WRITTEN PROBLEM: Find and copy lines holding "index".

RECORDS PROVIDED:
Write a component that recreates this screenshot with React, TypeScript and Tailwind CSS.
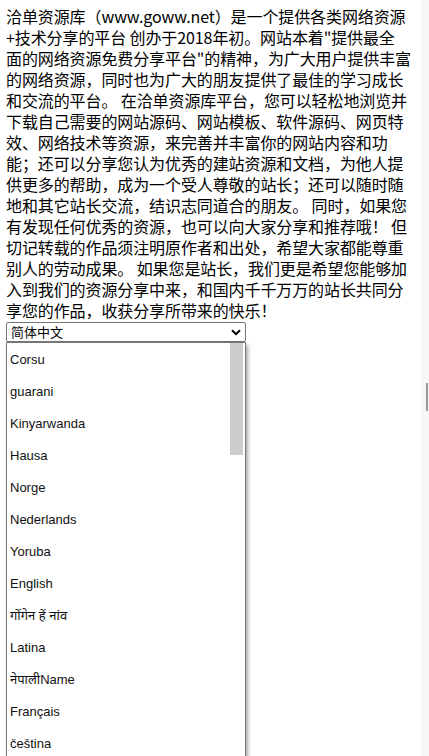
import { useState } from "react";

// line breaks kept as they fall in the original layout
const introLines = [
  "洽单资源库（www.goww.net）是一个提供各类网络资源",
  "+技术分享的平台 创办于2018年初。网站本着\"提供最全",
  "面的网络资源免费分享平台\"的精神，为广大用户提供丰富",
  "的网络资源，同时也为广大的朋友提供了最佳的学习成长",
  "和交流的平台。 在洽单资源库平台，您可以轻松地浏览并",
  "下载自己需要的网站源码、网站模板、软件源码、网页特",
  "效、网络技术等资源，来完善并丰富你的网站内容和功",
  "能；还可以分享您认为优秀的建站资源和文档，为他人提",
  "供更多的帮助，成为一个受人尊敬的站长；还可以随时随",
  "地和其它站长交流，结识志同道合的朋友。 同时，如果您",
  "有发现任何优秀的资源，也可以向大家分享和推荐哦！ 但",
  "切记转载的作品须注明原作者和出处，希望大家都能尊重",
  "别人的劳动成果。 如果您是站长，我们更是希望您能够加",
  "入到我们的资源分享中来，和国内千千万万的站长共同分",
  "享您的作品，收获分享所带来的快乐！",
];

const languages = [
  "Corsu",
  "guarani",
  "Kinyarwanda",
  "Hausa",
  "Norge",
  "Nederlands",
  "Yoruba",
  "English",
  "गोंगेन हें नांव",
  "Latina",
  "नेपालीName",
  "Français",
  "čeština",
  "Deutsch",
  "Español",
];

export default function App() {
  const [lang, setLang] = useState("简体中文");

  return (
    <div className="relative min-h-[756px] bg-white text-black font-['Noto_Sans_CJK_SC','Liberation_Sans',sans-serif]">
      <div className="px-[6px]">
        {/* Intro */}
        <p className="pt-[6px] text-[16px] leading-[21px] tracking-[-0.1px]">
          {introLines.map((line, i) => (
            <span key={i} className="block whitespace-nowrap">
              {line}
            </span>
          ))}
        </p>

        {/* Language picker (opened) */}
        <div className="mt-[1px] w-[240px]">
          <div className="flex h-[20px] items-center justify-between rounded-[2px] border border-[#767676] pl-[4px] pr-[4px] text-[13px]">
            <span>{lang}</span>
            <svg width="10" height="7" viewBox="0 0 10 7">
              <path d="M1 1.2 L5 5.2 L9 1.2" fill="none" stroke="#000" strokeWidth="2" />
            </svg>
          </div>
          <div className="relative h-[420px] overflow-hidden border border-[#767676] bg-white shadow-[2px_3px_4px_rgba(0,0,0,0.35)]">
            <ul className="pt-[1px] text-[13px]">
              {languages.map((l) => (
                <li
                  key={l}
                  onClick={() => setLang(l)}
                  className="flex h-[32px] items-center pl-[3px] text-[#111] font-['Liberation_Sans','Noto_Sans',sans-serif]"
                >
                  {l}
                </li>
              ))}
            </ul>
            <div className="absolute right-[2px] top-0 h-[112px] w-[13px] bg-[#cdcdcd]" />
          </div>
        </div>
      </div>

      {/* page scrollbar */}
      <div className="fixed right-0 top-0 h-full w-[8px] bg-[#f7f7f9]">
        <div className="ml-[5px] mt-[383px] h-[28px] w-[2px] bg-[#9a9a9a]" />
      </div>
    </div>
  );
}
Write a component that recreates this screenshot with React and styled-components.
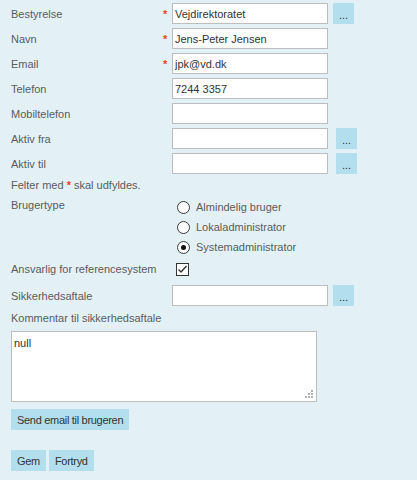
import React from 'react';
import styled, { createGlobalStyle } from 'styled-components';

const GlobalStyle = createGlobalStyle`
  html, body {
    margin: 0;
    padding: 0;
    background: #e3f1f7;
  }
  body {
    font-family: "Liberation Sans", Arial, sans-serif;
    font-size: 11px;
    color: #555;
  }
`;

const Page = styled.div`
  width: 417px;
  min-height: 480px;
  box-sizing: border-box;
  padding: 3px 0 0 11px;
  background: #e3f1f7;
`;

const Row = styled.div`
  display: grid;
  grid-template-columns: 152px 9px 156px auto;
  align-items: center;
  height: 21px;
  margin-top: ${p => p.$top || 0}px;
  margin-bottom: 4px;
`;

const Label = styled.label`
  color: #5b5b5b;
  font-size: 11px;
  line-height: 14px;
`;

const Star = styled.span`
  color: #e8431c;
  font-weight: bold;
  font-size: 11px;
  line-height: 14px;
`;

const Input = styled.input`
  box-sizing: border-box;
  width: 156px;
  height: 21px;
  border: 1px solid #bdbdbd;
  background: #fff;
  padding: 0 2px;
  font-family: "Liberation Sans", Arial, sans-serif;
  font-size: 11px;
  color: #333;
  outline: none;
`;

const DotsButton = styled.button`
  box-sizing: border-box;
  width: 21px;
  height: 21px;
  margin-left: ${p => p.$shift || 5}px;
  border: none;
  background: #b3deed;
  color: #333;
  font-family: "Liberation Sans", Arial, sans-serif;
  font-size: 11px;
  padding: 3px 0 0;
  line-height: 14px;
  cursor: pointer;
`;

const Note = styled.div`
  margin-top: 1px;
  line-height: 14px;
  color: #5b5b5b;
`;

const TypeSection = styled.div`
  display: grid;
  grid-template-columns: 166px auto;
  margin-top: 5px;
`;

const TopLabel = styled(Label)`
  line-height: 16px;
`;

const RadioList = styled.div`
  display: flex;
  flex-direction: column;
`;

const RadioRow = styled.div`
  display: flex;
  align-items: center;
  height: 20px;
  gap: 6px;
  color: #5b5b5b;
`;

const RadioCircle = styled.span`
  box-sizing: border-box;
  width: 13px;
  height: 13px;
  border-radius: 50%;
  border: 1px solid #3a3a3a;
  background: #fff;
  display: flex;
  align-items: center;
  justify-content: center;
  &::after {
    content: '';
    width: 5px;
    height: 5px;
    border-radius: 50%;
    background: ${p => (p.$checked ? '#111' : 'transparent')};
  }
`;

const CheckRow = styled.div`
  display: grid;
  grid-template-columns: 165px auto;
  align-items: center;
  height: 20px;
  margin-top: 2px;
`;

const CheckBox = styled.span`
  box-sizing: border-box;
  width: 13px;
  height: 13px;
  border: 1px solid #333;
  background: #fff;
  display: flex;
  align-items: center;
  justify-content: center;
`;

const BlockLabel = styled.div`
  margin-top: 5px;
  line-height: 14px;
  color: #5b5b5b;
`;

const AreaWrap = styled.div`
  position: relative;
  box-sizing: border-box;
  width: 306px;
  height: 71px;
  margin-top: 6px;
  border: 1px solid #bdbdbd;
  background: #fff;
`;

const Area = styled.textarea`
  box-sizing: border-box;
  width: 100%;
  height: 100%;
  border: none;
  resize: none;
  outline: none;
  padding: 5px 2px;
  font-family: "Liberation Sans", Arial, sans-serif;
  font-size: 11px;
  color: #333;
  background: transparent;
`;

const Grip = styled.svg`
  position: absolute;
  right: 2px;
  bottom: 2px;
`;

const Button = styled.button`
  box-sizing: border-box;
  height: 21px;
  border: none;
  background: #b3deed;
  color: #333;
  font-family: "Liberation Sans", Arial, sans-serif;
  font-size: 11px;
  letter-spacing: -0.3px;
  padding: 0 6px;
  cursor: pointer;
`;

const SendRow = styled.div`
  margin-top: 7px;
`;

const Actions = styled.div`
  display: flex;
  gap: 3px;
  margin-top: 20px;
`;

const fields = [
  { label: 'Bestyrelse', value: 'Vejdirektoratet', req: true, dots: 5 },
  { label: 'Navn', value: 'Jens-Peter Jensen', req: true },
  { label: 'Email', value: 'jpk@vd.dk', req: true },
  { label: 'Telefon', value: '7244 3357' },
  { label: 'Mobiltelefon', value: '' },
  { label: 'Aktiv fra', value: '', dots: 8 },
  { label: 'Aktiv til', value: '', dots: 8 },
];

const radios = [
  { label: 'Almindelig bruger', checked: false },
  { label: 'Lokaladministrator', checked: false },
  { label: 'Systemadministrator', checked: true },
];

export default function App() {
  return (
    <Page>
      <GlobalStyle />
      {fields.map(f => (
        <Row key={f.label}>
          <Label>{f.label}</Label>
          <Star>{f.req ? '*' : ''}</Star>
          <Input defaultValue={f.value} />
          {f.dots ? <DotsButton $shift={f.dots}>...</DotsButton> : <span />}
        </Row>
      ))}
      <Note>
        Felter med <Star>*</Star> skal udfyldes.
      </Note>
      <TypeSection>
        <TopLabel>Brugertype</TopLabel>
        <RadioList>
          {radios.map(r => (
            <RadioRow key={r.label}>
              <RadioCircle $checked={r.checked} />
              {r.label}
            </RadioRow>
          ))}
        </RadioList>
      </TypeSection>
      <CheckRow>
        <Label>Ansvarlig for referencesystem</Label>
        <CheckBox>
          <svg width="11" height="11" viewBox="0 0 11 11">
            <path d="M1.5 5.5 L4 8 L9.5 2" fill="none" stroke="#333" strokeWidth="1.4" />
          </svg>
        </CheckBox>
      </CheckRow>
      <Row $top={6}>
        <Label>Sikkerhedsaftale</Label>
        <Star />
        <Input defaultValue="" />
        <DotsButton $shift={5}>...</DotsButton>
      </Row>
      <BlockLabel>Kommentar til sikkerhedsaftale</BlockLabel>
      <AreaWrap>
        <Area defaultValue="null" />
        <Grip width="9" height="9" viewBox="0 0 9 9">
          <g fill="#b0b0b0">
            <rect x="6" y="0" width="2" height="2" />
            <rect x="3" y="3" width="2" height="2" />
            <rect x="6" y="3" width="2" height="2" />
            <rect x="0" y="6" width="2" height="2" />
            <rect x="3" y="6" width="2" height="2" />
            <rect x="6" y="6" width="2" height="2" />
          </g>
        </Grip>
      </AreaWrap>
      <SendRow>
        <Button>Send email til brugeren</Button>
      </SendRow>
      <Actions>
        <Button>Gem</Button>
        <Button>Fortryd</Button>
      </Actions>
    </Page>
  );
}
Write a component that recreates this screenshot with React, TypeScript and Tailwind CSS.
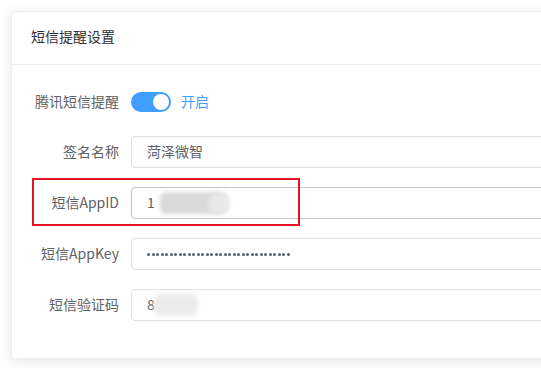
import React from "react";

const font = { fontFamily: '"Microsoft YaHei", "Noto Sans CJK SC", "Noto Sans", sans-serif' };

function Row({ label, children, className = "" }: { label: string; children: React.ReactNode; className?: string }) {
  return (
    <div className={`flex items-center h-[32px] ${className}`}>
      <div className="w-[99px] pr-[12px] pb-[2px] text-right text-[14px] text-[#606266] whitespace-nowrap">{label}</div>
      {children}
    </div>
  );
}

function Input({ children, dark = false }: { children?: React.ReactNode; dark?: boolean }) {
  return (
    <div
      className={`flex-1 h-[32px] rounded-[4px] border ${dark ? "border-[#c0c4cc]" : "border-[#dcdfe6]"} bg-white flex items-center pl-[15px] pb-[2px] text-[14px] text-[#606266] relative overflow-hidden`}
    >
      {children}
    </div>
  );
}

export default function App() {
  const dots = Array.from({ length: 32 });
  return (
    <div className="relative w-[541px] h-[368px] overflow-hidden bg-white" style={font}>
      <div className="pt-[11px] pl-[11px]">
        <div className="w-[700px] h-[348px] bg-white border border-[#ebeef5] rounded-[4px] shadow-[0_2px_12px_0_rgba(0,0,0,0.1)]">
          <div className="h-[53px] border-b border-[#ebeef5] flex items-center pl-[19px] pb-[3px] text-[14px] text-[#303133]">
            短信提醒设置
          </div>
          <div className="pl-[20px] pt-[21px]">
            <Row label="腾讯短信提醒">
              <div className="w-[40px] h-[20px] rounded-full bg-[#409eff] flex items-center justify-end pr-[2px]">
                <div className="w-[16px] h-[16px] rounded-full bg-white" />
              </div>
              <span className="ml-[10px] pb-[2px] text-[14px] text-[#409eff]">开启</span>
            </Row>
            <Row label="签名名称" className="mt-[18px]">
              <Input>菏泽微智</Input>
            </Row>
            <Row label="短信AppID" className="mt-[19px]">
              <Input dark>
                <span>1</span>
                <div className="absolute left-[28px] top-[4px] w-[66px] h-[22px] rounded-[6px] bg-[#d9d9d9] blur-[2px]" />
                <div className="absolute left-[76px] top-[5px] w-[22px] h-[20px] rounded-[8px] bg-[#e8e8e8] blur-[2px]" />
              </Input>
            </Row>
            <Row label="短信AppKey" className="mt-[19px]">
              <Input>
                <div className="flex items-center pt-[2px]">
                  {dots.map((_, i) => (
                    <span key={i} className="w-[3px] h-[3px] rounded-full bg-[#5a6270] mr-[1.5px]" />
                  ))}
                </div>
              </Input>
            </Row>
            <Row label="短信验证码" className="mt-[19px]">
              <Input>
                <span>8</span>
                <div className="absolute left-[22px] top-[4px] w-[44px] h-[22px] rounded-[8px] bg-[#ebebeb] blur-[2px]" />
              </Input>
            </Row>
          </div>
        </div>
      </div>
      <div className="absolute left-[32px] top-[178px] w-[268px] h-[48px] border-2 border-[#e81123]" />
    </div>
  );
}
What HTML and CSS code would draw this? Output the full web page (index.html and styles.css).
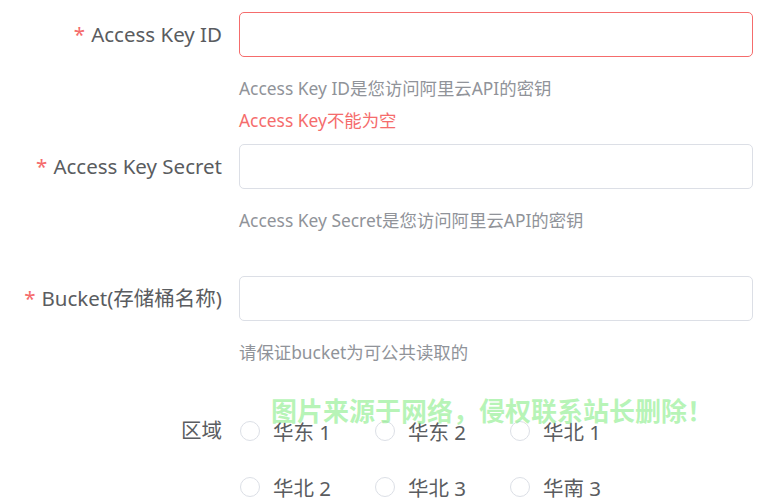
FILE: index.html
```html
<!DOCTYPE html>
<html lang="zh-CN">
<head>
  <meta charset="UTF-8">
  <meta name="viewport" content="width=device-width, initial-scale=1.0">
  <title>OSS 配置</title>
  <link rel="stylesheet" href="styles.css">
</head>
<body>
  <form class="form">
    <!-- Access Key ID -->
    <div class="form-item">
      <label class="form-label is-required">Access Key ID</label>
      <div class="form-content">
        <input class="input is-error" type="text">
        <div class="help">Access Key ID是您访问阿里云API的密钥</div>
        <div class="error">Access Key不能为空</div>
      </div>
    </div>

    <!-- Access Key Secret -->
    <div class="form-item">
      <label class="form-label is-required">Access Key Secret</label>
      <div class="form-content">
        <input class="input" type="text">
        <div class="help">Access Key Secret是您访问阿里云API的密钥</div>
        <div class="error"></div>
      </div>
    </div>

    <!-- Bucket -->
    <div class="form-item">
      <label class="form-label is-required">Bucket(存储桶名称)</label>
      <div class="form-content">
        <input class="input" type="text">
        <div class="help">请保证bucket为可公共读取的</div>
        <div class="error"></div>
      </div>
    </div>

    <!-- 区域 -->
    <div class="form-item">
      <label class="form-label">区域</label>
      <div class="radio-group">
        <label class="radio"><span class="radio-dot"></span>华东 1</label>
        <label class="radio"><span class="radio-dot"></span>华东 2</label>
        <label class="radio"><span class="radio-dot"></span>华北 1</label>
        <label class="radio"><span class="radio-dot"></span>华北 2</label>
        <label class="radio"><span class="radio-dot"></span>华北 3</label>
        <label class="radio"><span class="radio-dot"></span>华南 3</label>
      </div>
    </div>
  </form>

  <div class="watermark">图片来源于网络，侵权联系站长删除！</div>
</body>
</html>
```

FILE: styles.css
```css
body {
  margin: 0;
  font-family: "Noto Sans", "Noto Sans CJK SC", sans-serif;
  color: #5a5c60;
  background: #fff;
  overflow: hidden;
}

.form {
  padding: 12px 13px 0 0;
}

.form-item {
  display: grid;
  grid-template-columns: 222px 1fr;
  column-gap: 17px;
  margin-bottom: 8px;
}

.form-label {
  height: 45px;
  line-height: 45px;
  text-align: right;
  font-size: 20.5px;
  white-space: nowrap;
}

.form-label.is-required::before {
  content: "*";
  color: #f56c6c;
  margin-right: 6px;
}

.input {
  display: block;
  box-sizing: border-box;
  width: 100%;
  height: 45px;
  border: 1px solid #dcdfe6;
  border-radius: 5px;
  outline: none;
  font: inherit;
}

.input.is-error {
  border-color: #f56c6c;
}

.help,
.error {
  height: 32px;
  line-height: 32px;
  font-size: 17.4px;
  white-space: nowrap;
}

.help {
  margin-top: 15px;
  color: #909399;
}

.error {
  color: #f56c6c;
}

.radio-group {
  display: grid;
  grid-template-columns: repeat(3, 135px);
  row-gap: 10px;
}

.radio {
  display: flex;
  align-items: center;
  height: 46px;
  font-size: 20.5px;
  color: #5a5c60;
}

.radio-dot {
  box-sizing: border-box;
  width: 20px;
  height: 20px;
  margin-left: 1px;
  margin-right: 13px;
  border: 1px solid #dcdfe6;
  border-radius: 50%;
}

.watermark {
  position: absolute;
  top: 391px;
  left: 271px;
  font-family: "Noto Sans CJK SC", sans-serif;
  font-size: 26px;
  font-weight: 700;
  color: rgba(120, 235, 120, 0.55);
  white-space: nowrap;
}
```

WORKED ANSWER:
What HTML and CSS code would draw this? Output the full web page (index.html and styles.css).
FILE: index.html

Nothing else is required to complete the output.